Justement, on se demande ce que devient Bouteflika. Pas la photocopie du frère, mais l’original, l’ex-Président lui-même. Pendant que tous ses proches et même quelques-uns de ses adversaires politiques partagent les mêmes geôles, lui, on l’a perdu de vue. Il passe de l’omniprésence insupportable à l’absence absolue. Pourtant, on aurait eu besoin de savoir, un tantinet, ce qu’il advient de l’auteur principal de ce chaos. En jetant en prison tout ce beau linge, c’est, en fait, le procès d’une époque qui est enclenché. Mais comment peut-on incriminer les saints en épargnant le bon Dieu ?

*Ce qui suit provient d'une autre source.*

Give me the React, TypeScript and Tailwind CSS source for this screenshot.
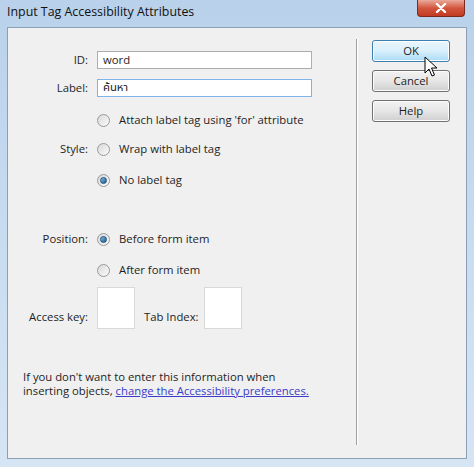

On en revient à cette histoire de crédibilité. Une démarche est crédible aussi par sa cohérence. Ce n’est pas vraiment le cas ici !
Même dans l’état de santé qui est le sien, l’ex-Président aurait sans doute bien des choses à raconter. Il dédouanerait peut-être quelques-uns de ceux qui l’ont suivi et qui ont exécuté ses ordres, pris des mesures sous son autorité. Il situerait les responsabilités des uns et des autres.
Le fait qu’il soit épargné renseigne sur la nature de la démarche.
Ah oui, il y a quelques années, nous nous étions amusés à recenser les différents Présidents qui se sont succédé à la tête de l’Algérie et à décrire la façon dont ils sont arrivés au pouvoir et celle dont ils l’ont quitté. Ben Bella arrive par un coup d’Etat et part par un coup d’Etat. Boumediène arrive par un coup d’Etat et s’en va par un coup du sort. Chadli arrive par un coup d’Etat de l’armée qui l’adoube et s’en va par un coup d’Etat de l’armée qui le déboulonne. Zeroual arrive sur les baïonnettes de l’armée et démissionne sans doute à cause de ces mêmes baïonnettes. On se demandait comment allait finir Bouteflika. Eh bien, imposé en 1999, il fallait attendre 2019 pour découvrir qu’il est le premier Président à être élu dans un « scrutin loyal » pour une fois, mais à l’envers. Il a été dégommé par le peuple et sans les urnes.
A. M.

P. S. : Ouf ! Heureusement qu’il y a, de temps en temps, des haltes pour reprendre son souffle. On se retrouve, ici, si vous le voulez bien, dimanche 14 septembre. On va recharger un peu les accus.